To reduce the inflated FPR of the CI method, we proposed a two-stage CI method to detect DIF items, which was implemented as follows. At the first stage, we detected the DIF items by using the CI method. Suppose \( \left\{ {i_{1} ,i_{2} , \ldots ,i_{k} } \right\} \) were the collection of the DIF items identified by the CI method. At the second stage, we check, for j = 1, …, k, if item \( i_{k} \) is a real DIF item by deleting the other DIF items, and use only item \( i_{k} \) and the other non-DIF items to fit the Rasch model and then to detect if item \( i_{k} \) is a DIF item based on the CI method again.

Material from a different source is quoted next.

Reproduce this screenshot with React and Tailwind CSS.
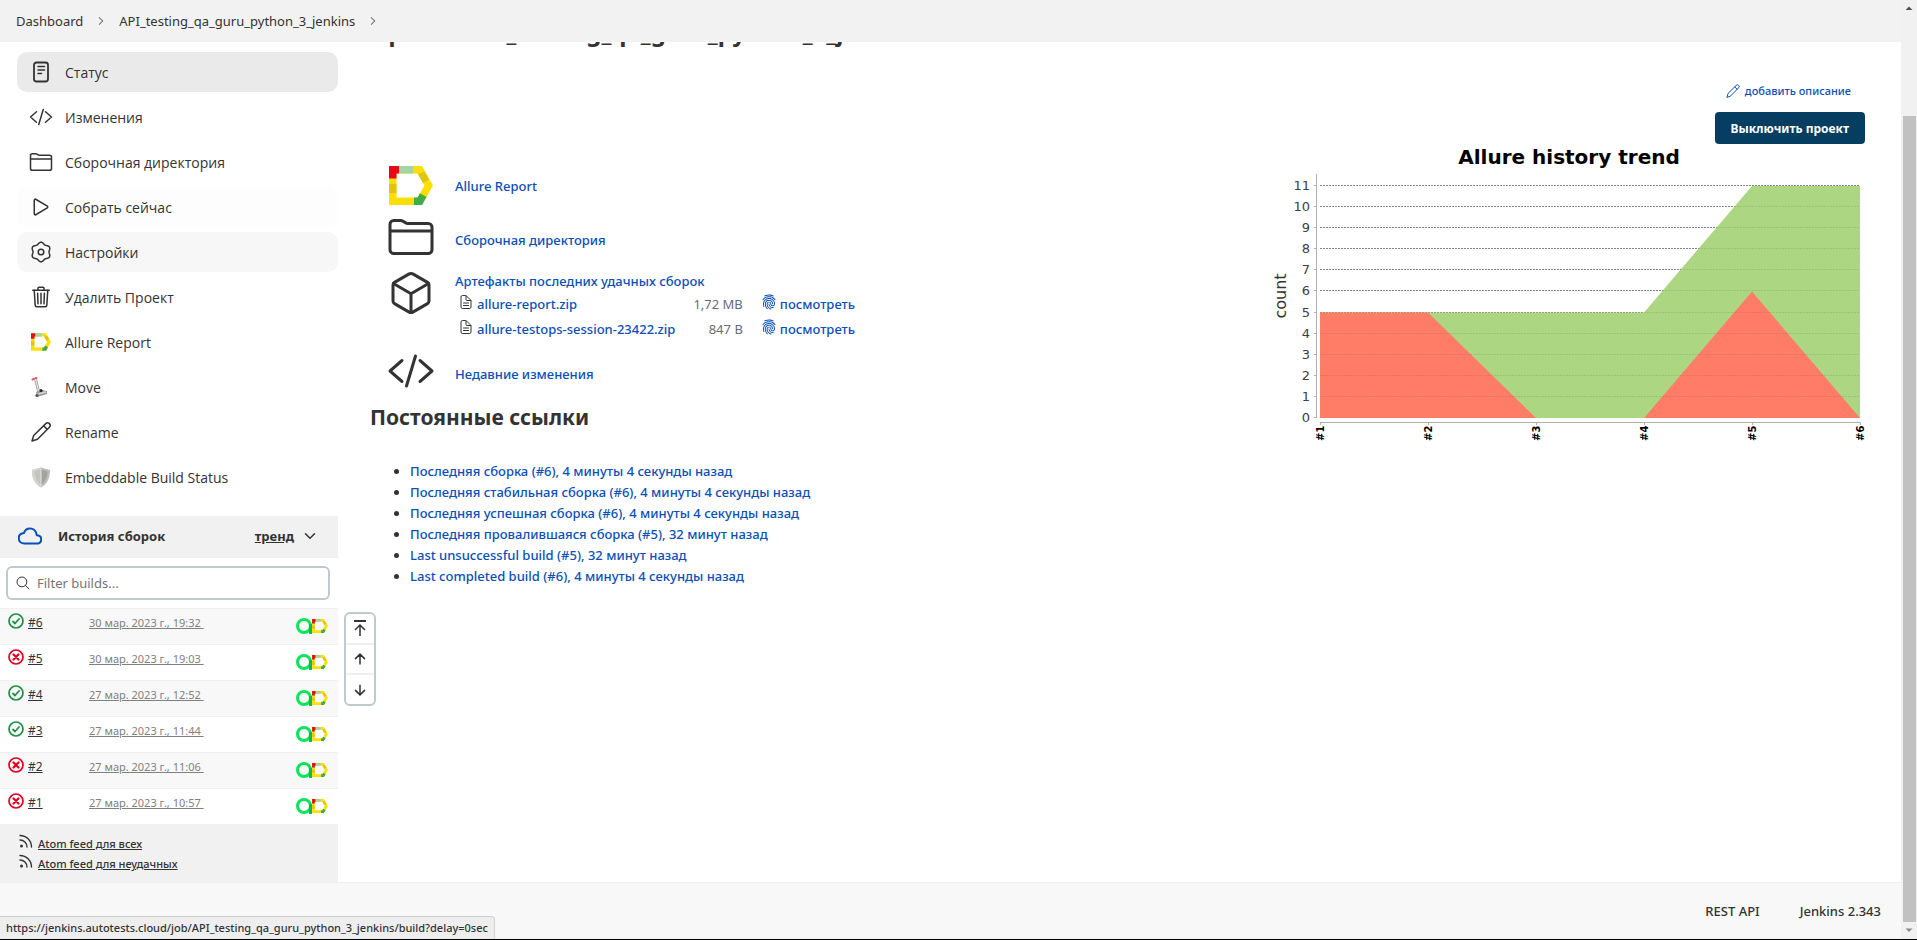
import React from "react";
import {
  IoCodeSlashOutline,
  IoFolderOutline,
  IoPlayOutline,
  IoTrashOutline,
  IoCubeOutline,
  IoCloudOutline,
  IoSearchOutline,
  IoChevronDown,
  IoChevronForward,
  IoDocumentTextOutline,
  IoFingerPrint,
  IoArrowUp,
  IoArrowDown,
} from "react-icons/io5";

function AllureLogo({ className }) {
  return (
    <svg viewBox="0 0 44 39" className={className} aria-hidden="true">
      <path d="M0 0H33L44 19.500 33 39H0zM7.500 7.500V31.500H28.500L35.500 19.500 28.500 7.500z" fill="#ffde05" fillRule="evenodd" />
      <path d="M0 0H10V7.500H7.500V12.500H0z" fill="#e60a14" />
      <path d="M10 0H24V7.500H10z" fill="#a6d3a4" />
      <path d="M29 8L35.500 5.500 40 13.500 34 17z" fill="#e0c414" />
      <path d="M25 31.500H28.500L31 27.300 37.500 31 33 39H25z" fill="#3dac49" />
      <path d="M0 18H7.500V27H0z" fill="#e0c414" />
    </svg>
  );
}

function TestOpsLogo() {
  return (
    <svg viewBox="0 0 16 16" className="size-4" aria-hidden="true">
      <circle cx="8" cy="8" r="6.500" fill="none" stroke="#0be45c" strokeWidth="3" />
      <path d="M14.500 6v10" stroke="#14b84e" strokeWidth="3" />
    </svg>
  );
}

function StatusIcon({ className }) {
  return (
    <svg viewBox="0 0 24 24" className={className} aria-hidden="true" fill="none" stroke="currentColor" strokeLinecap="round">
      <rect x="5" y="2.500" width="14" height="19" rx="2.500" strokeWidth="1.800" />
      <path d="M9 6.500h6.500M9 10h6.500M9 13.500h3.500" strokeWidth="1.500" />
    </svg>
  );
}

const gearPath =
  Array.from({ length: 72 }, (_, i) => {
    const t = (i * Math.PI) / 36;
    const r = 8.9 + 0.9 * Math.cos(6 * t);
    return `${i ? "L" : "M"}${(12 + r * Math.sin(t)).toFixed(2)} ${(12 - r * Math.cos(t)).toFixed(2)}`;
  }).join("") + "z";

function GearIcon({ className }) {
  return (
    <svg viewBox="0 0 24 24" className={className} aria-hidden="true" fill="none" stroke="currentColor" strokeWidth="1.500" strokeLinejoin="round">
      <path d={gearPath} />
      <circle cx="12" cy="12" r="2.800" />
    </svg>
  );
}

function PencilIcon({ className }) {
  return (
    <svg viewBox="0 0 24 24" className={className} aria-hidden="true" fill="none" stroke="currentColor" strokeWidth="1.500" strokeLinejoin="round" strokeLinecap="round">
      <path d="M3 21l1.700-5.500L16.800 3.600a2.500 2.500 0 0 1 3.600 3.600L8.500 19.300zM14.600 5.800l3.600 3.600" />
    </svg>
  );
}

function MoveIcon({ className }) {
  return (
    <svg viewBox="0 0 24 24" className={className} aria-hidden="true">
      <path d="M3.500 4.500L7.500 3" stroke="#d9606a" strokeWidth="2" strokeLinecap="round" />
      <path d="M6.500 4L10 18" stroke="#a5a5a5" strokeWidth="3" />
      <path d="M6.500 4L10 18" stroke="#efefef" strokeWidth="1" />
      <path d="M7 17l5-2 6 1v3l-10 3z" fill="#9a9a9a" />
      <path d="M9 19l8-2" stroke="#d6d6d6" strokeWidth="1.500" />
      <circle cx="12" cy="15.500" r="1.500" fill="#222" />
      <circle cx="8" cy="20.500" r="1.600" fill="#555" />
    </svg>
  );
}

function ShieldIcon({ className }) {
  return (
    <svg viewBox="0 0 24 24" className={className} aria-hidden="true">
      <path d="M12 2.500l9 2.500c.3 7-2.500 14-9 17.500C5.500 19 2.700 12 3 5z" fill="#bdbdb9" />
      <path d="M12 2.500v20C5.500 19 2.700 12 3 5z" fill="#d3d3cf" />
      <path d="M12 4.500l-6.500 2C5.500 12 8 17 12 20z" fill="#c4c4c0" />
      <path d="M12 4.500l6.500 2C18.500 12 16 17 12 20z" fill="#a3a39f" />
      <path d="M12 4v17" stroke="#e6e6e4" strokeWidth="1" />
    </svg>
  );
}

function FeedIcon() {
  return (
    <svg viewBox="0 0 16 16" className="size-4" aria-hidden="true" fill="none" stroke="#333" strokeWidth="1.400" strokeLinecap="round">
      <circle cx="3.500" cy="12" r="1.500" fill="#333" stroke="none" />
      <path d="M2 6a7 7 0 0 1 7 7M2 1.500a11.500 11.500 0 0 1 11.500 11.500" />
    </svg>
  );
}

function StatusBall({ ok }) {
  return (
    <svg viewBox="0 0 16 16" className="size-4 shrink-0" role="img" aria-label={ok ? "Success" : "Failed"} fill="none" stroke={ok ? "#1e8f46" : "#e6001f"}>
      <circle cx="8" cy="8" r="7" strokeWidth="1.700" />
      {ok ? (
        <path d="M5 8.500l2 2 4-4.500" strokeWidth="1.800" strokeLinecap="round" strokeLinejoin="round" />
      ) : (
        <path d="M5.500 5.500l5 5M10.500 5.500l-5 5" strokeWidth="2.200" strokeLinecap="round" />
      )}
    </svg>
  );
}

function TopIcon() {
  return (
    <svg viewBox="0 0 16 16" className="size-4" aria-hidden="true" fill="none" stroke="#333" strokeWidth="1.500">
      <path d="M2 1h12" strokeWidth="2" />
      <path d="M8 16V5M3 10l5-5 5 5" />
    </svg>
  );
}

const tasks = [
  { label: "Статус", Icon: StatusIcon, size: "size-6", tone: "bg-[#eaeaea]" },
  { label: "Изменения", Icon: IoCodeSlashOutline, size: "size-6", tone: "" },
  { label: "Сборочная директория", Icon: IoFolderOutline, size: "size-6", tone: "" },
  { label: "Собрать сейчас", Icon: IoPlayOutline, size: "size-6", tone: "bg-[#fdfdfd]" },
  { label: "Настройки", Icon: GearIcon, size: "size-6", tone: "bg-[#f7f7f7]" },
  { label: "Удалить Проект", Icon: IoTrashOutline, size: "size-6", tone: "" },
  { label: "Allure Report", Icon: AllureLogo, size: "mx-0.5 h-[18px] w-5", tone: "" },
  { label: "Move", Icon: MoveIcon, size: "size-6", tone: "" },
  { label: "Rename", Icon: PencilIcon, size: "size-6", tone: "" },
  { label: "Embeddable Build Status", Icon: ShieldIcon, size: "size-6", tone: "" },
];

const builds = [
  { id: "#6", ok: true, date: "30 мар. 2023 г., 19:32" },
  { id: "#5", ok: false, date: "30 мар. 2023 г., 19:03" },
  { id: "#4", ok: true, date: "27 мар. 2023 г., 12:52" },
  { id: "#3", ok: true, date: "27 мар. 2023 г., 11:44" },
  { id: "#2", ok: false, date: "27 мар. 2023 г., 11:06" },
  { id: "#1", ok: false, date: "27 мар. 2023 г., 10:57" },
];

const permalinks = [
  "Последняя сборка (#6), 4 минуты 4 секунды назад",
  "Последняя стабильная сборка (#6), 4 минуты 4 секунды назад",
  "Последняя успешная сборка (#6), 4 минуты 4 секунды назад",
  "Последняя провалившаяся сборка (#5), 32 минут назад",
  "Last unsuccessful build (#5), 32 минут назад",
  "Last completed build (#6), 4 минуты 4 секунды назад",
];

const artifacts = [
  { name: "allure-report.zip", size: "1,72 MB" },
  { name: "allure-testops-session-23422.zip", size: "847 B" },
];

const failed = [5, 5, 0, 0, 6, 0];
const total = [5, 5, 5, 5, 11, 11];

function TrendChart() {
  const left = 55;
  const step = 108;
  const base = 274;
  const unit = 21.1;
  const x = (i) => left + i * step;
  const y = (v) => base - v * unit;
  const area = (vals) =>
    `${x(0)},${base} ` + vals.map((v, i) => `${x(i)},${y(v)}`).join(" ") + ` ${x(5)},${base}`;
  const levels = Array.from({ length: 12 }, (_, i) => i);
  const lineY = (v) => Math.round(y(v)) - 0.5;
  return (
    <svg width="600" height="304" viewBox="0 0 600 304" role="img" aria-label="Allure history trend" fontFamily="DejaVu Sans, sans-serif">
      <clipPath id="total-area">
        <polygon points={area(total)} />
      </clipPath>
      <text x="304" y="20" textAnchor="middle" fontSize="20" fontWeight="700" fill="#000">
        Allure history trend
      </text>
      {levels.slice(1).map((v) => (
        <line key={v} x1={left} x2={x(5)} y1={lineY(v)} y2={lineY(v)} stroke="#808080" strokeDasharray="2 1" />
      ))}
      <polygon points={area(total)} fill="#add683" />
      <polygon points={area(failed)} fill="#ff7d66" />
      <g clipPath="url(#total-area)">
        {levels.slice(1).map((v) => (
          <line key={v} x1={left} x2={x(5)} y1={lineY(v)} y2={lineY(v)} stroke="#404040" strokeOpacity="0.15" strokeDasharray="2 1" />
        ))}
      </g>
      <path d={`M51.5 30V${base}`} stroke="#b0b0b0" />
      <path d={`M${left} 278.5H${x(5) + 1}`} stroke="#b0b0b0" />
      {levels.map((v) => (
        <g key={v}>
          <path d={`M49 ${lineY(v)}h3`} stroke="#b0b0b0" />
          <text x="45" y={Math.round(y(v)) + 4} textAnchor="end" fontSize="13" fill="#404040">
            {v}
          </text>
        </g>
      ))}
      {failed.map((_, i) => (
        <g key={i}>
          <path d={`M${x(i) + 0.5} 278v3`} stroke="#b0b0b0" />
          <text transform={`translate(${x(i) + 4} 297) rotate(-90)`} fontSize="10" fontWeight="700" fill="#000">
            #{i + 1}
          </text>
        </g>
      ))}
      <text transform="translate(21 152) rotate(-90)" textAnchor="middle" fontSize="16" fill="#333">
        count
      </text>
    </svg>
  );
}

const link = "text-[#0b4fb8]";

export default function App() {
  return (
    <div className="flex min-h-screen border-b border-black bg-white font-['Noto_Sans',sans-serif] text-[13px] leading-[21px] font-medium text-[#333]">
      <div className="relative flex min-w-0 flex-1 flex-col">
        <header className="relative z-10 h-[42px] bg-[#f2f2f2]">
          <nav aria-label="Breadcrumb" className="flex h-full items-center gap-3 pl-4 font-normal">
            <a href="#dashboard">Dashboard</a>
            <IoChevronForward className="size-3 text-[#808080]" />
            <a href="#project">API_testing_qa_guru_python_3_jenkins</a>
            <IoChevronForward className="size-3 text-[#808080]" />
          </nav>
        </header>

        <div className="flex">
          <aside className="flex w-[338px] shrink-0 flex-col">
            <nav aria-label="Project" className="flex flex-col gap-[5px] pt-[10px] pb-[19px] pl-[17px] font-['Open_Sans',sans-serif] text-[14px]">
              {tasks.map(({ label, Icon, size, tone }) => (
                <a key={label} href="#task" className={`flex h-10 items-center gap-3 rounded-[10px] pl-3 ${tone}`}>
                  <Icon className={size} />
                  <span>{label}</span>
                </a>
              ))}
            </nav>

            <div className="flex h-[42px] items-center bg-[#f1f1f1] pr-[20px] pb-0.5 pl-[18px]">
              <IoCloudOutline className="size-6 text-[#0b4fb8] [&_path]:[stroke-width:44]" />
              <h2 className="ml-4 flex-1 font-bold">История сборок</h2>
              <a href="#trend" className="font-bold underline">тренд</a>
              <IoChevronDown className="ml-2 size-4" />
            </div>

            <div className="py-2 pr-2 pl-[6px]">
              <label className="flex h-[34px] items-center gap-1.5 rounded-md border-2 border-[#bfcacd] px-[7px]">
                <IoSearchOutline className="size-4 shrink-0" />
                <input type="text" aria-label="Filter builds" placeholder="Filter builds..." className="w-full font-normal outline-none placeholder:text-[#757575]" />
              </label>
            </div>

            <table className="w-full border-separate border-spacing-0 text-[11px] leading-5 font-normal">
              <tbody>
                {builds.map((b, i) => (
                  <tr key={b.id} className={`h-9 *:border-t *:border-[#efefef] ${i % 2 ? "bg-white" : "bg-[#f8f8f8]"}`}>
                    <td className="w-[89px] pl-2 align-top">
                      <span className="flex items-start gap-1 pt-1">
                        <StatusBall ok={b.ok} />
                        <a href="#build" className="text-[12px] underline">{b.id}</a>
                      </span>
                    </td>
                    <td className="pt-1 align-top">
                      <a href="#build" className="whitespace-pre text-[#808080] underline">{b.date + " "}</a>
                    </td>
                    <td className="pr-[10px] pb-px">
                      <span className="flex items-center justify-end">
                        <TestOpsLogo />
                        <AllureLogo className="h-[14px] w-4" />
                      </span>
                    </td>
                  </tr>
                ))}
              </tbody>
            </table>

            <div className="flex h-[58px] flex-col bg-[#f1f1f1] pt-[10px] pl-[18px] text-[11px] leading-5">
              {["Atom feed для всех", "Atom feed для неудачных"].map((t) => (
                <a key={t} href="#feed" className="flex items-start gap-1">
                  <FeedIcon />
                  <span className="underline">{t}</span>
                </a>
              ))}
            </div>
          </aside>

          <main className="min-w-0 flex-1 pr-9 pl-8">
            <h1 className="-mt-[30px] h-10 text-[24px] leading-10 font-bold">Проект API_testing_qa_guru_python_3_jenkins</h1>
            <div className="flex justify-between">
              <div>
                <div className="mt-[107px] ml-[17px] grid grid-cols-[68px_auto] grid-rows-[54px_54px_auto_54px] items-center">
                  <AllureLogo className="mb-0.5 ml-0.5 h-[39px] w-11" />
                  <a href="#allure" className={link}>Allure Report</a>
                  <IoFolderOutline className="mb-1.5 size-12" />
                  <a href="#workspace" className={link}>Сборочная директория</a>
                  <IoCubeOutline className="mt-0.5 size-12 self-start" />
                  <div className="pt-1 pb-[5px]">
                    <a href="#artifacts" className={link}>Артефакты последних удачных сборок</a>
                    <table>
                      <tbody>
                        {artifacts.map((a) => (
                          <tr key={a.name} className="h-[25px]">
                            <td className="pl-[3px]">
                              <a href="#file" className={`flex items-start gap-[3px] ${link}`}>
                                <IoDocumentTextOutline className="size-4 text-[#333]" />
                                {a.name}
                              </a>
                            </td>
                            <td className="pl-[18px] text-right font-normal text-[#6b6b75]">{a.size}</td>
                            <td className="pl-[18px]">
                              <a href="#view" className={`flex items-start gap-[3px] ${link}`}>
                                <IoFingerPrint className="size-4" />
                                посмотреть
                              </a>
                            </td>
                          </tr>
                        ))}
                      </tbody>
                    </table>
                  </div>
                  <IoCodeSlashOutline className="mb-1.5 size-12" />
                  <a href="#changes" className={link}>Недавние изменения</a>
                </div>
                <h2 className="mt-px text-[21px] leading-[30px] font-bold">Постоянные ссылки</h2>
                <ul className="mt-[29px] list-disc pl-10">
                  {permalinks.map((t) => (
                    <li key={t}>
                      <a href="#permalink" className={link}>{t}</a>
                    </li>
                  ))}
                </ul>
              </div>

              <div className="flex flex-col items-end pt-7">
                <a href="#description" className={`mr-[14px] flex items-center gap-1 text-[11px] ${link}`}>
                  <PencilIcon className="size-4" />
                  добавить описание
                </a>
                <button type="button" className="mt-[11px] h-8 rounded bg-[#063e61] px-4 text-[12px] font-bold text-white">
                  Выключить проект
                </button>
                <TrendChart />
              </div>
            </div>
          </main>
        </div>

        <div className="absolute top-[612px] left-[344px] flex h-[94px] w-8 flex-col divide-y-2 divide-[#efefef] rounded-md border-2 border-[#bfcacd] bg-white">
          <button type="button" aria-label="Newest" className="flex flex-1 items-center justify-center"><TopIcon /></button>
          <button type="button" aria-label="Newer" className="flex flex-1 items-center justify-center"><IoArrowUp className="size-4" /></button>
          <button type="button" aria-label="Older" className="flex flex-1 items-center justify-center"><IoArrowDown className="size-4" /></button>
        </div>

        <footer className="flex flex-1 items-center justify-end gap-10 border-t border-[#efefef] bg-[#f8f8f8] pr-5">
          <a href="#api">REST API</a>
          <a href="#version">Jenkins 2.343</a>
        </footer>

        <div className="absolute bottom-0 left-0 h-[23px] rounded-tr border-t border-r border-[#d0d0d0] bg-[#eee] px-[6px] text-[11px] leading-[22px]">
          https://jenkins.autotests.cloud/job/API_testing_qa_guru_python_3_jenkins/build?delay=0sec
        </div>
      </div>

      <div aria-hidden="true" className="flex w-4 shrink-0 flex-col items-center bg-[#f1f1f1]">
        <svg viewBox="0 0 16 17" className="h-[17px] w-4"><path d="M4.500 10h7L8 6.500z" fill="#505050" /></svg>
        <div className="mt-[99px] w-[13px] flex-1 bg-[#c1c1c1]" />
        <svg viewBox="0 0 16 17" className="h-[17px] w-4"><path d="M4.500 6.500h7L8 10z" fill="#8a8a8a" /></svg>
      </div>
    </div>
  );
}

Based on the two-stage CI method, the identified DIF items were Items 3, 5, 6, 8, 19, 23 and 25, the credible intervals of these items were underlined and bolded in Table 3. Items 10 and 18 were identified as DIF items at the first stage, but were not identified as DIF items at the second stage, and the credible intervals of these two items were marked in italic and underlined in Table 3.

5 Concluding Remarks

In this article, we compared the finite sample performance of the CI and OR methods for detecting the need of an additional difficulty parameter for the responses of the focal group when the data follow the Rasch model. Simulation studies showed that the CI method worked better than the OR method under the balanced DIF conditions. However, the CI method yielded inflated FPR under the unbalanced DIF condition. The two methods were then applied to an empirical example. Comparisons of these two methods to other IRT models will be an interesting future line of research.